CIR has filed a suit challenging this invasive law for exceeding Congress’ legislative authority under the Commerce Clause, violating First Amendment free association rights, and subjecting tens of millions of Americans to unconstitutional warrantless searches.

The Prying Eyes of Government

The CTA mandate applies to almost every pre-existing or newly formed “corporation, limited liability company, or other similar entity that is” “created by the filing of a document with a secretary of state.” Each entity must file a report that contains the name, address, date of birth, and a copy of an unexpired passport or driver’s license of each “beneficial owner[].” 

The term “beneficial owner” is far broader than appears at first glance.  Any person who exercises “substantial control” over an entity qualifies as a “beneficial owner” whether they “own” anything at all. The language is dangerously unclear and could even capture family members of a small business owner who provide start-up loans and exercise informal influence. These determinations will be made by unaccountable enforcers at the Treasury Department.

The act was pitched as a way of countering financial crimes by disclosing the identities of corporate decision-makers, but lobbyists for 23 categories of corporate entities secured statutory exemptions, including those most likely to be involved in financial crimes—banks and financial services, publicly traded corporations, and large closely held corporations. Unfortunately, that leaves mostly small businesses and some nonprofits to comply or suffer criminal liability.

By the government’s count, the law reaches 32.6 million existing businesses and 5 million new businesses per year. Any entity that fails to submit a report by December 31, 2024 is subject to criminal penalties and a $500 per day fine for every day that the report is late, incomplete, or inaccurate. Sadly, most Americans do not even know that the law exists and cannot submit a report, even if they have no objections to compliance. Only a small percent of the obligated businesses have submitted reports. The remaining companies will be subject to penalties at the Treasury Department’s discretion.

It’s Not Just Bad, It’s Unconstitutional

CIR filed a federal lawsuit on behalf of a coalition of small businesses, such as lead plaintiff, Texas Top Cop Shop, as well as the Libertarian Party of Mississippi, who rightly object to providing the government with confidential and sensitive information. The suit is also joined by the National Federation of Independent Businesses, an advocacy organization that speaks for nearly 300,000 small business members nationwide.

The CTA violates three separate provisions of the Constitution.  First and foremost, the Constitution gives Congress no authority to supervise internal corporate governance, which has always been an exclusive state law responsibility. While the Constitution does allow federal regulation of interstate commerce, it does not grant regulatory authority over purely local activity, including advocacy on local issues.

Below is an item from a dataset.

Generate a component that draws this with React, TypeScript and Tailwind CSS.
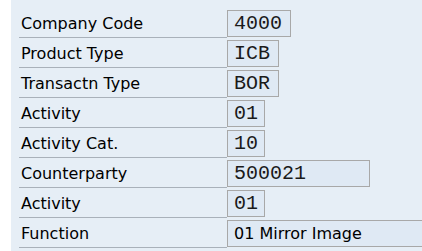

The CTA also violates the First Amendment. In NAACP v. Alabama (1958), the Supreme Court struck down an Alabama law that required organizations registered in the state to provide its membership rolls, hoping to suppress political organizations like the NAACP.  The Court found that “compelled disclosure of affiliation with groups engaged in advocacy may constitute as effective a restraint on freedom of association” as outright suppression. One of the original sponsors of the CTA, Senator Sheldon Whitehouse, argued that it would help the federal government track “dark money” that was used for advocacy he didn’t like.

The CTA also violates the Fourth Amendment, by forcing millions of entities to file reports disclosing admittedly confidential information with no individualized suspicion or judicial process.

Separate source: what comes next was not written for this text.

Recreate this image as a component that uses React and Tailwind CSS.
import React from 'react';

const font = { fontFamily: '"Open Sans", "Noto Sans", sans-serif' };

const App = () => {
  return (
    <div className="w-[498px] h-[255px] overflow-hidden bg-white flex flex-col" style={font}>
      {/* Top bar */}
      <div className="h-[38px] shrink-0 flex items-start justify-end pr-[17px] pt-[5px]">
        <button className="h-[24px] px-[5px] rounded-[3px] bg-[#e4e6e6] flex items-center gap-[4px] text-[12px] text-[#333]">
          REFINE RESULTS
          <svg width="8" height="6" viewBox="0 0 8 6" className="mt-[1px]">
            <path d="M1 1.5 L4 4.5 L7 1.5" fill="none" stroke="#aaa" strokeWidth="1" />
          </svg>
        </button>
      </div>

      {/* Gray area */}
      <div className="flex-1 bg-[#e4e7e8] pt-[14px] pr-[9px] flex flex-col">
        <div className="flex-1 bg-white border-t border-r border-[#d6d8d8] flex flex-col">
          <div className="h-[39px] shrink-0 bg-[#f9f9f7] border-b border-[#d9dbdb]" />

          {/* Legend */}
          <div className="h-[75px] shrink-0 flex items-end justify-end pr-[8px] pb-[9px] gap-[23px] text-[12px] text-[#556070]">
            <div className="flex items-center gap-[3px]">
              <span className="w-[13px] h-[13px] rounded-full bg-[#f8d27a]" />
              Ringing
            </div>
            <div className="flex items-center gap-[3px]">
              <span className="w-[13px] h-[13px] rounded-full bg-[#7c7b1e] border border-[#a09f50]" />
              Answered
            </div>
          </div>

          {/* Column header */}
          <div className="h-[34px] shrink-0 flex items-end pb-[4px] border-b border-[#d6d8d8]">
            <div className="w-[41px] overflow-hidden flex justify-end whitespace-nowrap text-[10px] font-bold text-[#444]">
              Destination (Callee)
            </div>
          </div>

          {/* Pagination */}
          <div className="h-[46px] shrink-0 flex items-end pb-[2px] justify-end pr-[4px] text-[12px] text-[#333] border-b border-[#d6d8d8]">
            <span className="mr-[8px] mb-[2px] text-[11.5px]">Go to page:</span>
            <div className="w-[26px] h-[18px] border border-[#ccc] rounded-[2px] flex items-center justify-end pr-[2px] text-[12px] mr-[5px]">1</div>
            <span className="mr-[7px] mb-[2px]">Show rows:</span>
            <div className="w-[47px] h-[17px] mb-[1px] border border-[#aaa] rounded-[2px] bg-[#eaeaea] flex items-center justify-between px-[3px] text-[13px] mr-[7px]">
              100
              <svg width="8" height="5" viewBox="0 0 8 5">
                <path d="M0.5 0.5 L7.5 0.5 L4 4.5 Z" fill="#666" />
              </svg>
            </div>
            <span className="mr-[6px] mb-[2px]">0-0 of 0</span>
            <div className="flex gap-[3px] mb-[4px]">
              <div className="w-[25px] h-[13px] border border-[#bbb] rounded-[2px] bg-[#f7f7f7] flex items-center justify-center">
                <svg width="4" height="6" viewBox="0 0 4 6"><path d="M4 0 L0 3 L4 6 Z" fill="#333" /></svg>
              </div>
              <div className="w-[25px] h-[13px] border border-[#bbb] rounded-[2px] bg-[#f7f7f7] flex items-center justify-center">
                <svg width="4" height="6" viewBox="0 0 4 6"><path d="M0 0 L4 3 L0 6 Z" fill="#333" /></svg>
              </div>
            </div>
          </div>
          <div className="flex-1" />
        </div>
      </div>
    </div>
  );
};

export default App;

This case marks the first challenge in CIR’ Project to Restore Competitive Federalism. Victory will set a precedent that undermines expansive readings of the Commerce Clause used to put every aspect of American life under the control of federal agencies.

Ongoing Litigation

On December 3, 2024, Federal District Judge Amos Mazzant issued a nationwide preliminary injunction against the enforcement of the Corporate Transparency Act (CTA). The injunction came less than one month before the initial January 1, 2025 reporting deadline after which businesses that failed to file a report, or whose reports contained errors or omissions, would be liable to civil and criminal penalties including fines of up to $500 per day.

Immediately following the District Court’s decision, accounting and law firms around the country promptly informed their clients that they were no longer under an obligation to comply with the CTA’s onerous and invasive regulatory burdens. And the U.S. Treasury Department confirmed on its official website that the filing deadline had been suspended pending further court rulings, approximately 24 days before it was set to go into effect.

After an unsuccessful effort to reverse the decision at the Fifth Circuit, the U.S. government filed an emergency application to the Supreme Court on December 31, requesting that it lift the nationwide injunction. The Justices temporarily lifted the injunction on January 23, but they also endorsed a faster path for our case to return after the Fifth Circuit rules on it this spring. The case is now scheduled for expedited argument in early April at the Fifth Circuit. Regardless of the outcome there, the case will likely return to the Supreme Court afterward.